System scale changes the economics. In my experience, owners often focus on upfront cooling equipment cost, but the real decision should include energy consumption, maintenance access, warranty requirements, and replacement downtime. For example, a 20-foot containerized LFP system at a commercial solar site may be fine with aisle-based HVAC, while a utility-scale NMC installation in a hot climate will usually need liquid cooling plates and a dedicated chiller loop.
Before procurement, model worst-case ambient temperature, peak C-rate, and enclosure airflow using tools such as Ansys Fluent or COMSOL Multiphysics. This helps avoid expensive redesigns after commissioning and gives suppliers clearer specifications for pumps, heat exchangers, coolant, controls, and thermal monitoring devices.
Common Thermal Management Mistakes That Reduce Safety, Efficiency, and Battery Lifespan
One of the most expensive mistakes in high-capacity energy storage is treating cooling as an accessory instead of a core safety system. In commercial battery energy storage systems, poor airflow design, undersized HVAC units, or blocked cabinet vents can create temperature differences between battery racks, causing uneven cell aging and higher maintenance costs.
A real-world example is a solar-plus-storage site where the battery container was installed with inadequate clearance around the air intake. The system appeared normal during commissioning, but summer peak loads triggered repeated thermal alarms and forced derating, reducing revenue from energy arbitrage and demand charge management.
Common issues worth checking include:
- Relying only on ambient cooling: This may work in mild climates but fails quickly in hot, dusty, or humid locations.
- Ignoring sensor calibration: Inaccurate temperature readings can delay alarms and hide hot spots inside battery modules.
- Skipping preventive maintenance: Dirty filters, weak fans, and degraded coolant reduce system efficiency long before a visible failure occurs.
Operators should review thermal data through platforms such as Schneider Electric EcoStruxure, battery management system dashboards, or SCADA monitoring tools. Look for recurring temperature imbalance, frequent HVAC cycling, and sudden cooling power increases, because these often signal design or maintenance problems before battery capacity loss becomes obvious.

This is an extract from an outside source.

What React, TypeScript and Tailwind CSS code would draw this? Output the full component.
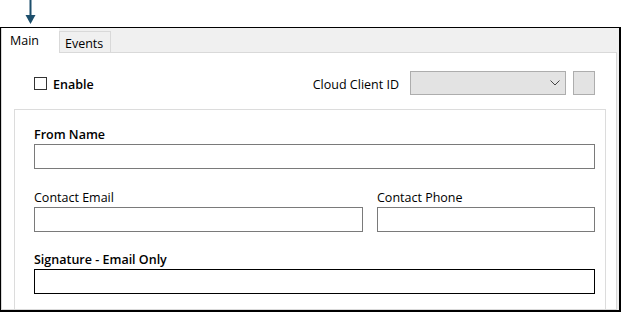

The best thermal management strategy is not always the most expensive one. It is the one matched to battery chemistry, enclosure design, climate, fire safety requirements, and lifecycle cost.
Closing Recommendations
Choosing the best thermal management system for high-capacity energy storage is ultimately a risk, performance, and lifecycle-cost decision-not just a cooling choice. The right solution should match the battery chemistry, power profile, site conditions, safety requirements, and long-term maintenance capabilities.
For most large-scale projects, prioritize systems that offer stable temperature control, fault detection, scalability, and proven field reliability. Avoid selecting based on upfront cost alone; poor thermal design can shorten battery life, reduce usable capacity, and increase safety exposure. The practical takeaway is clear: invest in a thermal management strategy that protects performance today while supporting safer, more predictable operation over the system’s full lifespan.